Thanks I'll look into that. I'm sure there is a website or something with some tourist info. At least a parks and rec number I can call 
_Posted via Mobile Device_


----------



## Dustbunny (Oct 22, 2012)

Nehalem Bay State Park has a horse camp. It's north of Tillamook. It is separated from the beach by a large dune. It has box corrals and good fresh water. It is open for reservations 9 months (I believe)prior to dates to be reserved and it fills fast. You have to call Oregon State Parks for reservations as sites for the horse camp cannot be made online.
There is also Bullards Beach State Park and Cape Blanco Horse Camp down on the southern coast.
We have so many nice camps here in this state. Central Oregon is our favorite destination. We have a group that gets together every year. We all met online and it's become an annual event.
Oregon Equestrian Trails puts out a great handbook with trails and camps and lots of useful info. But you do have to join to get one.
Happy Trails!


----------



## Darrin (Jul 11, 2011)

Went to Nehalem Bay once, wasn't my cup of tea so never returned. 
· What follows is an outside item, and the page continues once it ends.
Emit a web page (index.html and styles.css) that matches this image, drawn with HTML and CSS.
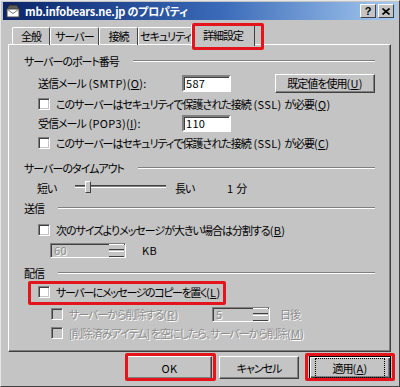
FILE: index.html
```html
<!DOCTYPE html>
<html lang="ja">
<head>
    <meta charset="UTF-8">
    <title>mb.infobears.ne.jp のプロパティ</title>
    <link rel="stylesheet" href="styles.css">
</head>
<body>
    <div class="window">
        <div class="titlebar">
            <svg class="app-icon" width="16" height="14" viewBox="0 0 16 14">
                <path d="M1 6 L4 1 H12 L15 6 Z" fill="#5a5a5a" stroke="#222" stroke-width="1"/>
                <rect x="2" y="5" width="12" height="8" fill="#fff" stroke="#444" stroke-width="1"/>
                <path d="M2.5 5.5 L8 9.5 L13.5 5.5" fill="none" stroke="#777" stroke-width="1"/>
            </svg>
            <span class="title">mb.infobears.ne.jp のプロパティ</span>
            <div class="caption-buttons">
                <div class="cap-btn">?</div>
                <div class="cap-btn">
                    <svg width="8" height="7" viewBox="0 0 8 7">
                        <path d="M0.5 0.5 L7.5 6.5 M7.5 0.5 L0.5 6.5" stroke="#000" stroke-width="1.6"/>
                    </svg>
                </div>
            </div>
        </div>

        <div class="dialog">
            <div class="tabs">
                <div class="tab tab-general">全般</div>
                <div class="tab tab-server">サーバー</div>
                <div class="tab tab-conn">接続</div>
                <div class="tab tab-sec">セキュリティ</div>
                <div class="tab active mark mark-tab">詳細設定</div>
            </div>

            <div class="panel">
                <!-- ポート番号 -->
                <div class="row head"><span>サーバーのポート番号</span><i class="etch"></i></div>
                <div class="row port-row">
                    <label class="port-label">送信メール<span class="lat"> (SMTP)(<u>O</u>):</span></label>
                    <div class="textbox lat">587</div>
                    <div class="btn btn-default-val">既定値を使用<span class="lat">(<u>U</u>)</span></div>
                </div>
                <div class="row cb-row cb-short">
                    <span class="checkbox"></span>
                    <span>このサーバーはセキュリティで保護された接続<span class="lat"> (SSL) </span>が必要<span class="lat">(<u>Q</u>)</span></span>
                </div>
                <div class="row port-row pop-row">
                    <label class="port-label">受信メール<span class="lat"> (POP3)(<u>I</u>):</span></label>
                    <div class="textbox lat">110</div>
                </div>
                <div class="row cb-row">
                    <span class="checkbox"></span>
                    <span>このサーバーはセキュリティで保護された接続<span class="lat"> (SSL) </span>が必要<span class="lat">(<u>C</u>)</span></span>
                </div>

                <!-- タイムアウト -->
                <div class="row head gap5"><span>サーバーのタイムアウト</span><i class="etch"></i></div>
                <div class="row timeout-row">
                    <span class="short">短い</span>
                    <div class="slider">
                        <div class="track"></div>
                        <div class="thumb"></div>
                    </div>
                    <span class="long">長い</span>
                    <span class="minutes"><span class="lat">1 </span>分</span>
                </div>

                <!-- 送信 -->
                <div class="row head"><span>送信</span><i class="etch"></i></div>
                <div class="row cb-row gap2">
                    <span class="checkbox"></span>
                    <span>次のサイズよりメッセージが大きい場合は分割する<span class="lat">(<u>B</u>)</span></span>
                </div>
                <div class="row split-row">
                    <div class="spinbox spin-size">
                        <span class="spin-value lat">60</span>
                        <span class="spin-btns"><i></i><i></i></span>
                    </div>
                    <span class="unit lat">KB</span>
                </div>

                <!-- 配信 -->
                <div class="row head head-short gap4"><span>配信</span><i class="etch"></i></div>
                <div class="row cb-row">
                    <div class="mark-wrap mark mark-copy">
                        <span class="checkbox"></span>
                        <span class="tight">サーバーにメッセージのコピーを置く<span class="lat">(<u>L</u>)</span></span>
                    </div>
                </div>
                <div class="row cb-row sub gap2 disabled">
                    <span class="checkbox"></span>
                    <span class="del-label">サーバーから削除する<span class="lat">(<u>R</u>)</span></span>
                    <div class="spinbox spin-days">
                        <span class="spin-value lat">5</span>
                        <span class="spin-btns"><i></i><i></i></span>
                    </div>
                    <span class="unit days">日後</span>
                </div>
                <div class="row cb-row sub last disabled">
                    <span class="checkbox"></span>
                    <span>[削除済みアイテム] を空にしたら、サーバーから削除<span class="lat">(<u>M</u>)</span></span>
                </div>
            </div>

            <div class="footer">
                <div class="btn footer-btn btn-ok mark mark-ok lat">OK</div>
                <div class="btn footer-btn btn-cancel">キャンセル</div>
                <div class="btn footer-btn btn-apply mark mark-apply"><span class="focus">適用<span class="lat">(<u>A</u>)</span></span></div>
            </div>
        </div>
    </div>
</body>
</html>
```

FILE: styles.css
```css
body {
    margin: 0;
    padding: 0;
    background-color: #c4c4c4;
    font-family: "Noto Sans CJK JP", "Liberation Sans", sans-serif;
    font-size: 11px;
    font-feature-settings: "palt";
    letter-spacing: -1px;
    color: #000;
}
.lat {
    letter-spacing: 0.3px;
}
u {
    text-decoration: underline;
    text-underline-offset: 1px;
}
.window {
    width: 400px;
    height: 387px;
    box-sizing: border-box;
    padding: 1px 2px 2px 2px;
    border-top: 1px solid #e6e6e6;
    border-left: 1px solid #e6e6e6;
    border-right: 1px solid #404040;
    border-bottom: 1px solid #404040;
}

/* タイトルバー */
.titlebar {
    height: 18px;
    display: flex;
    align-items: center;
    padding: 0 3px 0 2px;
    background: linear-gradient(to right, #0a246a, #3a6ab8 55%, #a6caf0);
    color: white;
}
.app-icon {
    margin-right: 4px;
}
.title {
    font-weight: bold;
    letter-spacing: -0.2px;
}
.caption-buttons {
    margin-left: auto;
    display: flex;
    gap: 2px;
}
.cap-btn {
    width: 14px;
    height: 12px;
    background-color: #c4c4c4;
    border: 1px solid;
    border-color: #fff #404040 #404040 #fff;
    color: #000;
    font-weight: bold;
    font-size: 11px;
    letter-spacing: 0;
    line-height: 12px;
    display: flex;
    align-items: center;
    justify-content: center;
    font-family: "Liberation Sans", sans-serif;
}

/* ダイアログ本体 */
.dialog {
    padding: 2px 6px 0 5px;
}
.tabs {
    display: flex;
    align-items: flex-end;
    height: 22px;
    padding-left: 4px;
    position: relative;
    z-index: 1;
}
.tab {
    height: 17px;
    line-height: 17px;
    box-sizing: content-box;
    text-align: center;
    white-space: nowrap;
    border: 1px solid;
    border-bottom: none;
    border-color: #fff #404040 transparent #fff;
    border-radius: 2px 2px 0 0;
    margin-bottom: -1px;
}
.tab-general { width: 36px; }
.tab-server { width: 47px; }
.tab-conn { width: 37px; }
.tab-sec { width: 53px; }
.tab.active {
    height: 21px;
    line-height: 20px;
    width: 62px;
    margin-left: -2px;
    background-color: #c4c4c4;
    margin-bottom: -2px;
}
.panel {
    height: 308px;
    box-sizing: border-box;
    border: 1px solid;
    border-color: #fff #404040 #404040 #fff;
    box-shadow: inset -1px -1px 0 #808080;
    padding: 6px 15px 0 15px;
    display: flex;
    flex-direction: column;
}
.row {
    display: flex;
    align-items: center;
    height: 20px;
    flex-shrink: 0;
    white-space: nowrap;
}
.head span {
    margin-right: 14px;
}
.etch {
    flex: 1;
    height: 0;
    border-top: 1px solid #808080;
    border-bottom: 1px solid #fff;
}
.head-short {
    height: 18px;
}
.gap2 { margin-top: 2px; }
.gap4 { margin-top: 4px; }
.gap5 { margin-top: 5px; }

.port-row {
    height: 24px;
    padding-left: 14px;
}
.pop-row {
    height: 20px;
}
.port-label {
    width: 144px;
}
.textbox {
    width: 43px;
    height: 13px;
    line-height: 13px;
    padding-left: 2px;
    background-color: #fff;
    border: 2px solid;
    border-color: #808080 #fff #fff #808080;
    box-shadow: inset 1px 1px 0 #404040;
}
.btn {
    display: flex;
    align-items: center;
    justify-content: center;
    box-sizing: border-box;
    background-color: #c4c4c4;
    border: 1px solid;
    border-color: #fff #404040 #404040 #fff;
    box-shadow: inset -1px -1px 0 #808080;
}
.btn-default-val {
    margin-left: auto;
    width: 100px;
    height: 19px;
}

.cb-row {
    padding-left: 14px;
}
.cb-short {
    height: 18px;
}
.checkbox {
    width: 10px;
    height: 10px;
    margin-right: 6px;
    background-color: #fff;
    border: 1px solid;
    border-color: #808080 #fff #fff #808080;
    box-shadow: inset 1px 1px 0 #404040, inset -1px -1px 0 #c4c4c4;
    flex-shrink: 0;
}

/* タイムアウト */
.timeout-row {
    padding-left: 13px;
}
.short {
    width: 38px;
}
.slider {
    position: relative;
    width: 91px;
    height: 14px;
}
.track {
    margin-top: 4px;
    height: 1px;
    border-top: 1px solid #404040;
    border-bottom: 1px solid #fff;
    background-color: #808080;
}
.thumb {
    position: absolute;
    left: 10px;
    top: 0;
    width: 4px;
    height: 10px;
    background-color: #c4c4c4;
    border: 1px solid;
    border-color: #fff #404040 #404040 #fff;
}
.long {
    margin-left: 9px;
    width: 52px;
}

/* 送信 */
.split-row {
    padding-left: 26px;
}
.spinbox {
    display: flex;
    align-items: center;
    box-sizing: border-box;
    height: 15px;
    border: 1px solid;
    border-color: #808080 #fff #fff #808080;
    box-shadow: inset 1px 1px 0 #404040;
    background-color: #c4c4c4;
    color: #8c8c8c;
    text-shadow: 1px 1px 0 #fff;
}
.spin-size {
    width: 76px;
}
.spin-value {
    flex: 1;
    padding-left: 3px;
    line-height: 13px;
}
.spin-btns {
    width: 15px;
    height: 13px;
    display: flex;
    flex-direction: column;
    gap: 1px;
    margin-right: 1px;
}
.spin-btns i {
    flex: 1;
    border-top: 1px solid #fff;
    border-bottom: 1px solid #404040;
    background-color: #c4c4c4;
}
.unit {
    margin-left: 16px;
}

/* 配信 */
.mark-wrap {
    display: flex;
    align-items: center;
    height: 100%;
}
.tight {
    letter-spacing: -1.4px;
}
.tight .lat {
    letter-spacing: 0.3px;
}
.sub {
    padding-left: 27px;
}
.last {
    height: 18px;
}
.disabled {
    color: #8c8c8c;
    text-shadow: 1px 1px 0 #fff;
}
.disabled .checkbox {
    background-color: #c4c4c4;
}
.del-label {
    width: 143px;
}
.spin-days {
    width: 58px;
}
.unit.days {
    margin-left: 10px;
}

/* ボタン */
.footer {
    display: flex;
    justify-content: flex-end;
    padding-top: 4px;
}
.footer-btn {
    height: 23px;
}
.btn-ok {
    width: 85px;
}
.btn-cancel {
    width: 80px;
    margin-left: 7px;
}
.btn-apply {
    width: 82px;
    margin-left: 10px;
    border: 1px solid #000;
    box-shadow: inset 1px 1px 0 #fff, inset -1px -1px 0 #404040, inset -2px -2px 0 #808080;
}
.focus {
    padding: 1px 16px;
    border: 1px dotted #000;
}

/* 赤枠の注記 */
.mark {
    position: relative;
}
.mark::after {
    content: "";
    position: absolute;
    border: 3px solid #e3141b;
    border-radius: 2px;
    pointer-events: none;
}
.mark-tab::after {
    top: -2px;
    left: 0;
    right: -10px;
    bottom: -4px;
}
.mark-copy::after {
    top: -1px;
    left: -10px;
    right: -6px;
    bottom: -3px;
}
.mark-ok::after {
    top: -4px;
    left: -3px;
    right: -5px;
    bottom: -3px;
}
.mark-apply::after {
    top: -4px;
    left: -5px;
    right: -5px;
    bottom: -3px;
}
```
I'm with Dustbunny on heading to central Oregon to ride, has some of the best riding in the state and you get to live it. Makes me a bit jealous.


----------



## Dustbunny (Oct 22, 2012)

I agree with you, Darrin, about Nehalem Bay. I don't like driving thru the family camp area to get to the horse camp. There are plans to remodel the camp and bring the horses in at their own entrance but with budget cuts that's on hold for now. But it is nice to have the individual corrals and be on the beach for those who want that. And the sites are roomy...which is more than I can say for the family camp area. I'm just not fond of riding on the beach. Give me a forest trail any day.


----------



## traildancer (Oct 27, 2010)

There is also Wild Mare Horse Camp. Not sure what city it's near. And there are a couple of horse camps outside of Florence, but they are not on the beach. You would have to ride a ways and then cross the highway to get to the beach.

I'm with Darrin. I'd rather ride in the Three Sisters. But I spent 20 years commercial fishing in Alaska so the beach is not the first place I think of to recreate.


----------



## countrylove (Oct 18, 2012)

I live in central oregon and get to ride here a lot so thats why we wanted to try the coast. Ive ridden in plenty of places but never on a beach. Central Oregon does have beautiful riding areas  I feel very blessed to live in such a horse friendly community. The 3 sisters and Smith Rock are on our schedule for this summer. I cant wait to get out and explore more of this beautiful state.


----------



## Trails (Jan 28, 2009)

Here's a listing of beach type horse camps and trails along the Oregon coast, and a whole bunch more, that you don't have to join to get.
Oregon Horse and Mule Trails


----------



## OleBean (Dec 30, 2012)

Here is a site with list of Oregon horse camps with directions on how to get to them.. 

Oregon Horse Camps


----------



## countrylove (Oct 18, 2012)

Thanks 
_Posted via Mobile Device_


----------